Tuesday, 18 September 2018

Bitcoin Core 0.16.3

Bitcoin Core installation binaries can be downloaded from bitcoincore.org and the source-code is available from the Bitcoin Core source repository.

Bitcoin Core version 0.16.3 is now available from:

https://bitcoincore.org/bin/bitcoin-core-0.16.3/

This is a new minor version release, with various bugfixes as well as updated translations.

Please report bugs using the issue tracker at GitHub:

https://github.com/bitcoin/bitcoin/issues

To receive security and update notifications, please subscribe to:

https://bitcoincore.org/en/list/announcements/join/

How to Upgrade

If you are running an older version, shut it down. Wait until it has completely shut down (which might take a few minutes for older versions), then run the installer (on Windows) or just copy over /Applications/Bitcoin-Qt (on Mac) or bitcoind/bitcoin-qt (on Linux).

The first time you run version 0.15.0 or newer, your chainstate database will be converted to a new format, which will take anywhere from a few minutes to half an hour, depending on the speed of your machine.

Note that the block database format also changed in version 0.8.0 and there is no automatic upgrade code from before version 0.8 to version 0.15.0 or higher.

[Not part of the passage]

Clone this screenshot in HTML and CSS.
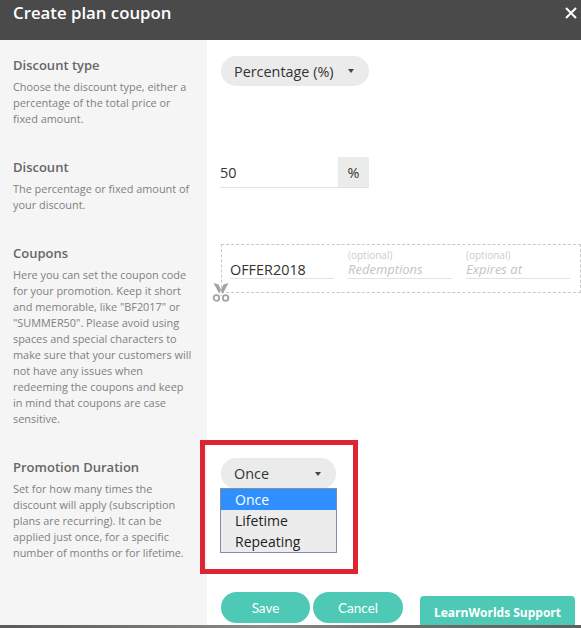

Upgrading directly from 0.7.x and earlier without re-downloading the blockchain is not supported. However, as usual, old wallet versions are still supported.

Downgrading warning

Wallets created in 0.16 and later are not compatible with versions prior to 0.16 and will not work if you try to use newly created wallets in older versions. Existing wallets that were created with older versions are not affected by this.

Compatibility

Bitcoin Core is extensively tested on multiple operating systems using the Linux kernel, macOS 10.8+, and Windows Vista and later. Windows XP is not supported.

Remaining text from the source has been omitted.